>> Start Task data

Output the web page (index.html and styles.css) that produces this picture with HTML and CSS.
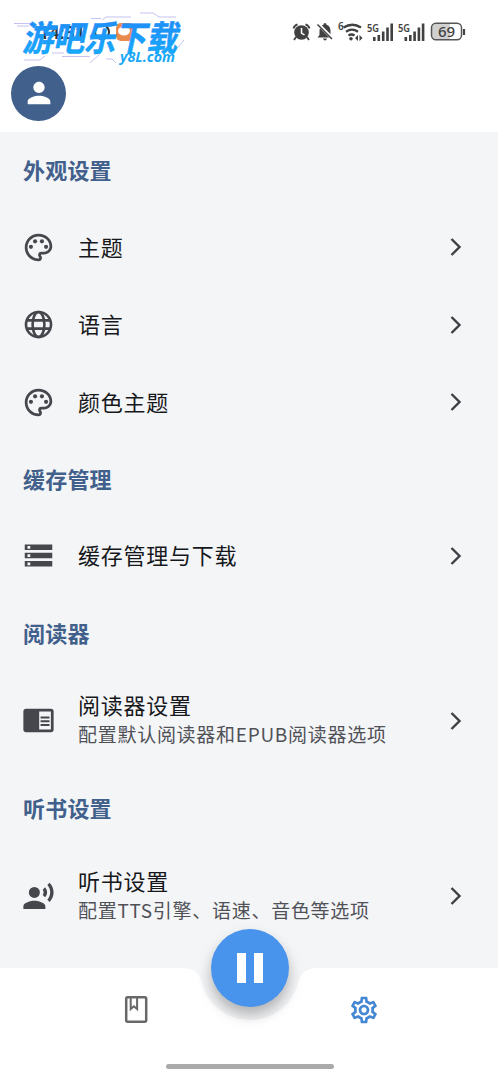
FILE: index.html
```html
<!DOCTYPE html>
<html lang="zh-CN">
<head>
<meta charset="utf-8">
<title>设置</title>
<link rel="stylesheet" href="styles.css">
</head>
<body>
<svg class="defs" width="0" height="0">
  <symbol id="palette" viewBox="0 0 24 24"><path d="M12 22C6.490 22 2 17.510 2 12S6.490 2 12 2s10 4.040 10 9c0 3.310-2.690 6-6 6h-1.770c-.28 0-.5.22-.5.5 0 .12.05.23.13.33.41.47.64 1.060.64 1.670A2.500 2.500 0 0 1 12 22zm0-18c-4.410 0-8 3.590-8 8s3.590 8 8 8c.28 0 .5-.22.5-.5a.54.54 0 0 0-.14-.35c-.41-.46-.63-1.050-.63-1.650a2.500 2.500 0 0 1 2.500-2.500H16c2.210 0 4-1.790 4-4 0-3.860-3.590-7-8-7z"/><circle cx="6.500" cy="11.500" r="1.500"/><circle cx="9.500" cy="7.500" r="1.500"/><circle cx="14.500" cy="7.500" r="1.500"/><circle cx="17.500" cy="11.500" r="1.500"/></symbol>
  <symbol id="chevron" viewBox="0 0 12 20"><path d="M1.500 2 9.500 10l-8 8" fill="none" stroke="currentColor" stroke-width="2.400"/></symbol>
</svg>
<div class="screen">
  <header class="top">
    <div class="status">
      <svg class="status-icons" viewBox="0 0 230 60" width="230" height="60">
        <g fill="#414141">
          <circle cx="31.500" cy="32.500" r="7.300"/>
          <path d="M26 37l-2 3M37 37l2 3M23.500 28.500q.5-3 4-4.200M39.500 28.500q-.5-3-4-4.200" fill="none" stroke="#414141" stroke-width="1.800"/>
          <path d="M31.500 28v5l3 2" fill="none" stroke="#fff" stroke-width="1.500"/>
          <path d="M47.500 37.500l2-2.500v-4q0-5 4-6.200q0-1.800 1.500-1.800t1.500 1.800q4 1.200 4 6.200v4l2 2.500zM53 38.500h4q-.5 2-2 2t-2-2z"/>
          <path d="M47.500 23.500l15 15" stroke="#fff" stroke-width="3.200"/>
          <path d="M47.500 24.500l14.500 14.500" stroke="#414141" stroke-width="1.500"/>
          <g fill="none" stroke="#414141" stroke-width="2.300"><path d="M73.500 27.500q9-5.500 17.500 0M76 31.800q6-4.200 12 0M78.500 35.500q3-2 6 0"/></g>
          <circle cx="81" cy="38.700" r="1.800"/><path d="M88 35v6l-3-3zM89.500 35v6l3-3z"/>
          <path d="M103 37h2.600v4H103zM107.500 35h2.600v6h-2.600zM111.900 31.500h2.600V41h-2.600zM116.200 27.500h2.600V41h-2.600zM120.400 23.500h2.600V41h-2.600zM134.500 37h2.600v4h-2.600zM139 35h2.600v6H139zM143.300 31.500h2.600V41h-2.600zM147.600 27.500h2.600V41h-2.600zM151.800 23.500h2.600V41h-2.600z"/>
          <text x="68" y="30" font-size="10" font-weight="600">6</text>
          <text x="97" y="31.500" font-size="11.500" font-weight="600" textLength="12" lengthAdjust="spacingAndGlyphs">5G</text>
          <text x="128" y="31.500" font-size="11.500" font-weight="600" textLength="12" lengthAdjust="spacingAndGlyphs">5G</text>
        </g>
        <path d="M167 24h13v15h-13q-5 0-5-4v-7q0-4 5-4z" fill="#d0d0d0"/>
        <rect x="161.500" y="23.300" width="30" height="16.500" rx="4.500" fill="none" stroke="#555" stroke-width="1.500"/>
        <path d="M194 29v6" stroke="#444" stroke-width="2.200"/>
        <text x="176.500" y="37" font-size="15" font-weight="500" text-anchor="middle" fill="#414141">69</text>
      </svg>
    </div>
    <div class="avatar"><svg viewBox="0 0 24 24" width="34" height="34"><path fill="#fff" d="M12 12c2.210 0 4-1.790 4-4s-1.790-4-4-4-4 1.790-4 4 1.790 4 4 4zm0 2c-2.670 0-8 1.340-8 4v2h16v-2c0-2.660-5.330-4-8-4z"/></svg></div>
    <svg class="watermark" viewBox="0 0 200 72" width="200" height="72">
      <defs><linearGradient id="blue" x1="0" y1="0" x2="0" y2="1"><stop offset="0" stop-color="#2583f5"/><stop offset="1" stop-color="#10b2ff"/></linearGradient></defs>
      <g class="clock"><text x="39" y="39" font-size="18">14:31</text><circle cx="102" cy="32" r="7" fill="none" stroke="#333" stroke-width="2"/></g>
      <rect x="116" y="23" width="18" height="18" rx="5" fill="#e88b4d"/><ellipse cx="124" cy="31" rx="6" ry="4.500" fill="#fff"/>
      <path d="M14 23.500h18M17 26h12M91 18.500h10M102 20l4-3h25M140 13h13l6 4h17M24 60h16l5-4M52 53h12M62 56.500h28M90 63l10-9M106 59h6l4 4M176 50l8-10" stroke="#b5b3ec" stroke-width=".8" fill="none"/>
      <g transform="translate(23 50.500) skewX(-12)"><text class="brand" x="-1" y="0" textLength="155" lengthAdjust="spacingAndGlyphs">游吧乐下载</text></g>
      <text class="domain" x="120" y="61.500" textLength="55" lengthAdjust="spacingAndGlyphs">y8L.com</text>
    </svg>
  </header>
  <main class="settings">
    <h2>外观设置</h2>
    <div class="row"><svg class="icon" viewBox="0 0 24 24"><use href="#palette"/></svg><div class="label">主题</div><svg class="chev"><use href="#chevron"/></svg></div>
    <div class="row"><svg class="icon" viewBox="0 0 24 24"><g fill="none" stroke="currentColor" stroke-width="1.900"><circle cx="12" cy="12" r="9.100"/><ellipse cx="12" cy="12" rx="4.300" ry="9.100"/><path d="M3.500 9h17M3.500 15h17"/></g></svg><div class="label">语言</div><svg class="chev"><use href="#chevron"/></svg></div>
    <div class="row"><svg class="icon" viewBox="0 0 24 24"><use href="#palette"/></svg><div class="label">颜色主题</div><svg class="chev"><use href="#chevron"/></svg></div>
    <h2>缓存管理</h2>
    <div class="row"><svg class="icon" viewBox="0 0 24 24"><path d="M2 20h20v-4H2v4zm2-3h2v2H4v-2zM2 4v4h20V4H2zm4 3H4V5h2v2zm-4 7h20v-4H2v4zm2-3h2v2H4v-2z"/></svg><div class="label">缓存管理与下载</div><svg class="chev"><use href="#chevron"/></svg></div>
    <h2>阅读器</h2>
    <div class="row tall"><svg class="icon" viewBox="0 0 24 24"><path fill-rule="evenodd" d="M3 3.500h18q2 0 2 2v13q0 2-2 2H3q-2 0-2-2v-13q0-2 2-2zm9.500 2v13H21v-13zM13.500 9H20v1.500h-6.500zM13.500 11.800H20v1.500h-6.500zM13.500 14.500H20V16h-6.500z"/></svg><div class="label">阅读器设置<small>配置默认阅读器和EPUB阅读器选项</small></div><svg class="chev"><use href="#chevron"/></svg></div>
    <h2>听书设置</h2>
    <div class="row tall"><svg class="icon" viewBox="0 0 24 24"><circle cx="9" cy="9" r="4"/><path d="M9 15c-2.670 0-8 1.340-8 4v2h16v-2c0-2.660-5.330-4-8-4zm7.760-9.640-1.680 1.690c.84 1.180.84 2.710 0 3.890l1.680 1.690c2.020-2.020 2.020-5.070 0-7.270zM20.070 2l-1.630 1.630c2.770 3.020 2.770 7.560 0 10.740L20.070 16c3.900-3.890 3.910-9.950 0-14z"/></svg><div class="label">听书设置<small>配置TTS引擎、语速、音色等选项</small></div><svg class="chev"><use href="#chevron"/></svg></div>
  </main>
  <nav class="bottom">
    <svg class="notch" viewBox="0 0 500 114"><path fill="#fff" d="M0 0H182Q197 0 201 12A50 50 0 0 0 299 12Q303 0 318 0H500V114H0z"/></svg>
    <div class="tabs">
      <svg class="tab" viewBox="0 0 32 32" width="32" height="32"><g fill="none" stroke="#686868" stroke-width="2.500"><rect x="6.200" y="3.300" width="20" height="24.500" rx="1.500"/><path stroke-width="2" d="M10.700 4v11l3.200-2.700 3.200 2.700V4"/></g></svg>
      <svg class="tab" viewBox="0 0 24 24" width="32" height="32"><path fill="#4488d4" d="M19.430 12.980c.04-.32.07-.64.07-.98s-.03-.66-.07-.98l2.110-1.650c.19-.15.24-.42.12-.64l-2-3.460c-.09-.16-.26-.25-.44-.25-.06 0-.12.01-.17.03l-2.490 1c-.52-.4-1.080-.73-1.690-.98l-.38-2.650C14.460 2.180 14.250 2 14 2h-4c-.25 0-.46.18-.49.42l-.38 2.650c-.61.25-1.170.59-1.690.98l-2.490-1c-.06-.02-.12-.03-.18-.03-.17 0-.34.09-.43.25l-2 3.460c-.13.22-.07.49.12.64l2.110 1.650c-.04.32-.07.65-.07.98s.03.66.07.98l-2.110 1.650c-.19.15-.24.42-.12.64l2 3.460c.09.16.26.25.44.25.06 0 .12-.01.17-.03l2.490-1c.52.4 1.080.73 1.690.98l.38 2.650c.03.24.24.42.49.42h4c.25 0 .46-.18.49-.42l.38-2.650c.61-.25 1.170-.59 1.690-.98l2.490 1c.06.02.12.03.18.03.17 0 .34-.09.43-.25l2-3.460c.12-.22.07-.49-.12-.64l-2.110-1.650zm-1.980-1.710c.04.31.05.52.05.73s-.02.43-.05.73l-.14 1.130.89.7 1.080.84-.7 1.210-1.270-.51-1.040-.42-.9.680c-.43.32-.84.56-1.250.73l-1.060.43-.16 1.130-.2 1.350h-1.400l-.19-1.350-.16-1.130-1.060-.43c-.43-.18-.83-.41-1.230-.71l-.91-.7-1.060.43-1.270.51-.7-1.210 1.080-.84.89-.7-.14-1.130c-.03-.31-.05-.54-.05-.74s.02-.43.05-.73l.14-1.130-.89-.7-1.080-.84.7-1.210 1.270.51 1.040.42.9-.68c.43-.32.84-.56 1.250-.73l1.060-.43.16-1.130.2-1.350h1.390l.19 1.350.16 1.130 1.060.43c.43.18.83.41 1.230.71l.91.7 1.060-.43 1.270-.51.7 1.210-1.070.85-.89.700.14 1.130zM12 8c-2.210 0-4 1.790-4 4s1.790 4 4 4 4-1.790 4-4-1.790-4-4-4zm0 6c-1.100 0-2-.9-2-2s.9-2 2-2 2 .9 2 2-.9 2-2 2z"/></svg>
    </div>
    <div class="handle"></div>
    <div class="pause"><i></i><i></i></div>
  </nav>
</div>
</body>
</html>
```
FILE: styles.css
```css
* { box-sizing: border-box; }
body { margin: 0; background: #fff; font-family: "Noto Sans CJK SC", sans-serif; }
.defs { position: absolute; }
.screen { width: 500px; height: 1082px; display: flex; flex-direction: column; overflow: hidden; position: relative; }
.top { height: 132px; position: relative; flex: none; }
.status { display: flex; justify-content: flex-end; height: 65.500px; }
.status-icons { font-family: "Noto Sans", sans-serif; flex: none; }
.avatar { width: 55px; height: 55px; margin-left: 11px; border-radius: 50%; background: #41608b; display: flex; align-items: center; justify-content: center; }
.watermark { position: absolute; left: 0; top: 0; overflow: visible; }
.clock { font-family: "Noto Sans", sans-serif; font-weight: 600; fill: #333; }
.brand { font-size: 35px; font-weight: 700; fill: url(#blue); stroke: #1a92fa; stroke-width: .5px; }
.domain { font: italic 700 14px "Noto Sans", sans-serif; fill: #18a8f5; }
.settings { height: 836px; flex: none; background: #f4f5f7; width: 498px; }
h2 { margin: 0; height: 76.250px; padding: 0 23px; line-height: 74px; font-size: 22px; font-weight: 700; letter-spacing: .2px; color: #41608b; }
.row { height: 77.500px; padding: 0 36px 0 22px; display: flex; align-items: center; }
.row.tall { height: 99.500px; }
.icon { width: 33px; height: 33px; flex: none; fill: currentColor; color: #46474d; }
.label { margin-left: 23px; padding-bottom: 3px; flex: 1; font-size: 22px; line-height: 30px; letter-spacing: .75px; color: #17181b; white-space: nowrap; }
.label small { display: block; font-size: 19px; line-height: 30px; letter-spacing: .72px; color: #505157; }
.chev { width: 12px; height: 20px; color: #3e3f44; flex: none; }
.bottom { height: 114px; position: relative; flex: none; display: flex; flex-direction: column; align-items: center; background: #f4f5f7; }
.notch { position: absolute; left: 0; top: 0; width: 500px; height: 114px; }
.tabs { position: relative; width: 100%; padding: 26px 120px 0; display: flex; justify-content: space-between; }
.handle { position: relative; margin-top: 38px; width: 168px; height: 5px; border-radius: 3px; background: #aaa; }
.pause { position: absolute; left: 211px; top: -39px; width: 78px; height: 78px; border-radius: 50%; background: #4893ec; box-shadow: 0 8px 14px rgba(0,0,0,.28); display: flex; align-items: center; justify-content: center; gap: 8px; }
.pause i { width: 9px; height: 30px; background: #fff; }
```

>> End Task data
>> Start Task data

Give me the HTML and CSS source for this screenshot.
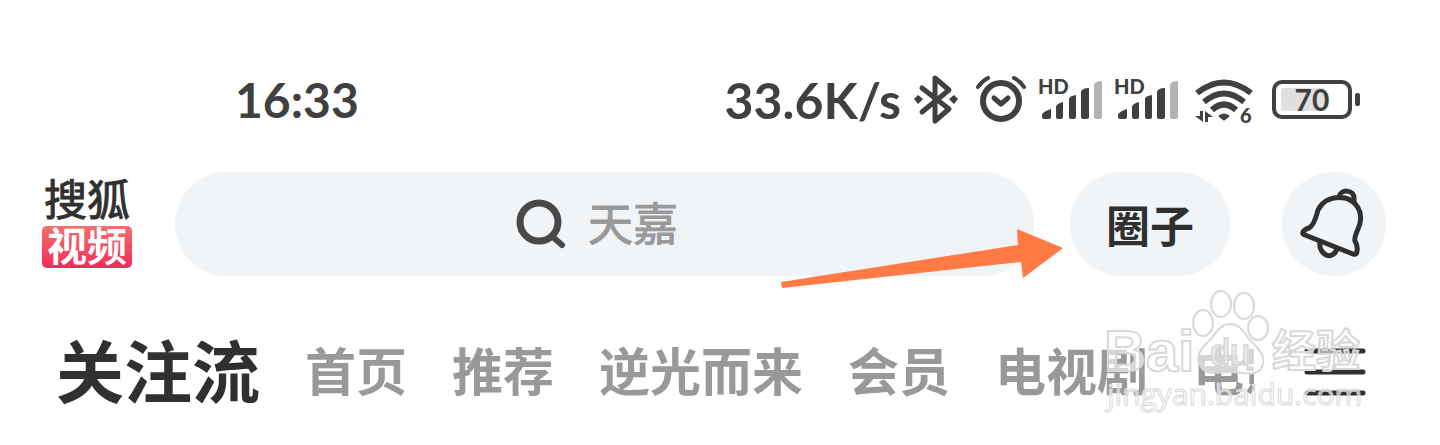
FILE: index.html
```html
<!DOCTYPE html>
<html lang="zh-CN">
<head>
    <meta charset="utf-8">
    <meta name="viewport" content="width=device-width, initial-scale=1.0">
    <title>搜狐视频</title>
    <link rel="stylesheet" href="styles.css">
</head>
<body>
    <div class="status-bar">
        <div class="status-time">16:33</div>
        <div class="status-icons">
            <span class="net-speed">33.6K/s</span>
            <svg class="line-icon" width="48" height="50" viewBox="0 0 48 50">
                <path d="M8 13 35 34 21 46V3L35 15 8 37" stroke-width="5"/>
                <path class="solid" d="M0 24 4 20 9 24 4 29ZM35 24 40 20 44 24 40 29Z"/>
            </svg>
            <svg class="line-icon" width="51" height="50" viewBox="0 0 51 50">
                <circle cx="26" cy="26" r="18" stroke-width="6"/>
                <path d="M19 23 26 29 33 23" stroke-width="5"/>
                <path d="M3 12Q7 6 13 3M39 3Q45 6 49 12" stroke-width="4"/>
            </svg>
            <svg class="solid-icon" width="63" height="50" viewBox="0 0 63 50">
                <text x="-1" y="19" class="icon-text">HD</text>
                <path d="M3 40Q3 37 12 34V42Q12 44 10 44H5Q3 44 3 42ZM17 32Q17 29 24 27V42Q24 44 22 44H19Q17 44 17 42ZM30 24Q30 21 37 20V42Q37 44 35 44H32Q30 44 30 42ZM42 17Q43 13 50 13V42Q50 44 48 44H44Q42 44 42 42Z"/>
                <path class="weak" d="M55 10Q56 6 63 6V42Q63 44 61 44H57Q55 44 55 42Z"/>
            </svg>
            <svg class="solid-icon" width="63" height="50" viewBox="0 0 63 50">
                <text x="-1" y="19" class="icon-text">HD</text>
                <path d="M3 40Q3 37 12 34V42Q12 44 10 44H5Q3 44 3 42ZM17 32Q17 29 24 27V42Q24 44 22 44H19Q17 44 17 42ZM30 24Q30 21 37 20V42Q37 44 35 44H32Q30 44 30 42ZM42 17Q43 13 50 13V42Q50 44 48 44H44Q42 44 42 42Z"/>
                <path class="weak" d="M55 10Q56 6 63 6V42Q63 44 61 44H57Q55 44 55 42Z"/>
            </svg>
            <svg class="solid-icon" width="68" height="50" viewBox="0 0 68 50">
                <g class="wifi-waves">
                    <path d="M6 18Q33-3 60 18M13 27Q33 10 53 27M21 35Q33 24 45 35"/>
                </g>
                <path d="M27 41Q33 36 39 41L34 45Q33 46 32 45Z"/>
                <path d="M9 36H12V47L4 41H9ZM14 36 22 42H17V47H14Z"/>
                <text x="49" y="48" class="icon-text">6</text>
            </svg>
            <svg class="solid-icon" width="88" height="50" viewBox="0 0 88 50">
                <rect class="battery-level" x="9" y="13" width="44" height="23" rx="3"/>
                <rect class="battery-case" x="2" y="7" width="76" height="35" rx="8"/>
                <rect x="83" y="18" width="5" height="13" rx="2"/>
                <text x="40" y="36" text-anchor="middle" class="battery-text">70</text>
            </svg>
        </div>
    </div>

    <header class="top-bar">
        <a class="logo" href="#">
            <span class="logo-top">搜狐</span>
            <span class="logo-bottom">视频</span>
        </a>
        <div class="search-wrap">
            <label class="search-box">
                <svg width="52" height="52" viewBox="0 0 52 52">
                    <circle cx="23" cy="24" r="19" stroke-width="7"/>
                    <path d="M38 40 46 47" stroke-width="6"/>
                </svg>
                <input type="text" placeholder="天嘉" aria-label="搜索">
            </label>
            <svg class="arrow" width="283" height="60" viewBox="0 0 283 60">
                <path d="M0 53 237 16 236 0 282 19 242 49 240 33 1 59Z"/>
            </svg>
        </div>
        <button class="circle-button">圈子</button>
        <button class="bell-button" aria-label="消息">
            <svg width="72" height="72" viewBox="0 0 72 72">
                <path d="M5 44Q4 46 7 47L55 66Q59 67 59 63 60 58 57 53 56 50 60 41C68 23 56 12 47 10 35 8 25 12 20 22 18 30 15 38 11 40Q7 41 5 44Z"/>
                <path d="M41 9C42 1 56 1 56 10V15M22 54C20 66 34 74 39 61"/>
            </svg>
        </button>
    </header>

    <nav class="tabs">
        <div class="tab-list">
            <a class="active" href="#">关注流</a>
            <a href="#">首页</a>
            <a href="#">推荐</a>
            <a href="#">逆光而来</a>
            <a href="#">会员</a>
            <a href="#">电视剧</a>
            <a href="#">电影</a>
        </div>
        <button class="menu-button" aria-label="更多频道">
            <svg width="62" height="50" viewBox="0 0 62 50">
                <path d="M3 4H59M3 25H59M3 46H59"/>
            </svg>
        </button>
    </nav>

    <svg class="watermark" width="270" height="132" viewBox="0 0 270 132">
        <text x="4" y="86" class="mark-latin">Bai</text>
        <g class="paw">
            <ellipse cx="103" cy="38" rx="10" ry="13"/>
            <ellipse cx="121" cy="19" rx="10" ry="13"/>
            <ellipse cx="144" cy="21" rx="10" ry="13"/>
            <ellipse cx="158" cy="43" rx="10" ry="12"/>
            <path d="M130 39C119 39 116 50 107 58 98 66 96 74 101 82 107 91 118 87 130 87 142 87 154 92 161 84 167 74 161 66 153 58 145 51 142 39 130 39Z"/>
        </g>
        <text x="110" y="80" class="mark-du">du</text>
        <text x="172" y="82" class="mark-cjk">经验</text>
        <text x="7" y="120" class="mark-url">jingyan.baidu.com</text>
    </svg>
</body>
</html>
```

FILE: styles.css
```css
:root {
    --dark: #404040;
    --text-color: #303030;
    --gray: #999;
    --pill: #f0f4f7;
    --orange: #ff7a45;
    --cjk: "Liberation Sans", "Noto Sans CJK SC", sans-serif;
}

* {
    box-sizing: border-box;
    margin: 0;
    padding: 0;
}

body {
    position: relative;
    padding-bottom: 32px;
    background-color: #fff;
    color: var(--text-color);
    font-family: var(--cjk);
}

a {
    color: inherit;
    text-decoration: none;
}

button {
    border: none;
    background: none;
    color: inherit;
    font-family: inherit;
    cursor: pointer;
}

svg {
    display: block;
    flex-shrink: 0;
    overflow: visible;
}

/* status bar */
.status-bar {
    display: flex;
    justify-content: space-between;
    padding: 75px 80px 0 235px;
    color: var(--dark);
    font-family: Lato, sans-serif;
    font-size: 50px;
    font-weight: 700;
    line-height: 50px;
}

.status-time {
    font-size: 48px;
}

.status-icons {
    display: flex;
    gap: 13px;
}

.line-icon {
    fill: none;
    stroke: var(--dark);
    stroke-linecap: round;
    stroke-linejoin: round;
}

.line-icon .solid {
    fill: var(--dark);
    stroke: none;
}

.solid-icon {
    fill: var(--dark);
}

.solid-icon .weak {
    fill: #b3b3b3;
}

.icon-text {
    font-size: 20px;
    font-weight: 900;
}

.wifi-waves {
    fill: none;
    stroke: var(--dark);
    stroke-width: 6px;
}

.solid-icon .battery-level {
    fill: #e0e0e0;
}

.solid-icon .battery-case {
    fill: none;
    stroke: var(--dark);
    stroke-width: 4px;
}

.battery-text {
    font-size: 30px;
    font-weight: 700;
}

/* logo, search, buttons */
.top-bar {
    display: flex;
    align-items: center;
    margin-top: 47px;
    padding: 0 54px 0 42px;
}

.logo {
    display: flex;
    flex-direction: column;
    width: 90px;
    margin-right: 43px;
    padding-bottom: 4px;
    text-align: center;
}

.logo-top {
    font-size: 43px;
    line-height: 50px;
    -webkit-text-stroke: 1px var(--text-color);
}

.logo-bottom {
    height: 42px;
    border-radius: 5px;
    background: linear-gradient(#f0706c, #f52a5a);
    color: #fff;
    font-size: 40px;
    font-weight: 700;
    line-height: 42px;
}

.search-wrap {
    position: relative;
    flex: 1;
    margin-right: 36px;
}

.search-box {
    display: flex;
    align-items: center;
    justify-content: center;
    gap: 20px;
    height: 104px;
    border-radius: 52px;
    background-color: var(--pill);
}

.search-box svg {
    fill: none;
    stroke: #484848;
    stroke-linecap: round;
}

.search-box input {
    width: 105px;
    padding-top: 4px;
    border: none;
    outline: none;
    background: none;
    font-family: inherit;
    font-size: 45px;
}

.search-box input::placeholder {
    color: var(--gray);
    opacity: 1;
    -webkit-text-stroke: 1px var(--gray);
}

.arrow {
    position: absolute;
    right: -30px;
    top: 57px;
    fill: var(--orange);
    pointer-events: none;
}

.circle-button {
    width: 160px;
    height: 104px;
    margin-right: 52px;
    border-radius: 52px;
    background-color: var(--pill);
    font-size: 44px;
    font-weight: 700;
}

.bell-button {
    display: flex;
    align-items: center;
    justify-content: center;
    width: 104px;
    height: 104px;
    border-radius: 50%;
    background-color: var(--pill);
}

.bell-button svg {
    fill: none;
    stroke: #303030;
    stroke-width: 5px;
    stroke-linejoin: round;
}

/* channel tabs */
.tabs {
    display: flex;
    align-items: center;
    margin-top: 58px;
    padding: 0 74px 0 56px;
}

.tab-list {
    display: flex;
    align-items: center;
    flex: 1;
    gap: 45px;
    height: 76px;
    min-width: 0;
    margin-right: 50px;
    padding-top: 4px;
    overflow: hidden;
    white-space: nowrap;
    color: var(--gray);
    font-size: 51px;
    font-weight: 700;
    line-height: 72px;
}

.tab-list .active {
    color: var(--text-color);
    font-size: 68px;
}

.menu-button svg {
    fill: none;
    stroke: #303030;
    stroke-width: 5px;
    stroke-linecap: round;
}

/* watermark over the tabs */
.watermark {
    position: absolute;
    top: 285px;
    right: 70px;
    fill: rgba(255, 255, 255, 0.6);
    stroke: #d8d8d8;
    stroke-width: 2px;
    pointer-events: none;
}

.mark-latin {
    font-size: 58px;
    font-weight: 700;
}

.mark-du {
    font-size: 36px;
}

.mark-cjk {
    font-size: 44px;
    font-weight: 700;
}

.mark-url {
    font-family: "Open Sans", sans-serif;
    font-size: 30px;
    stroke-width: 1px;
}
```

>> End Task data

* Given problem *
Among the lines of the material above, how many include the string "styles"? Report only that number.

* Answer for the task *
5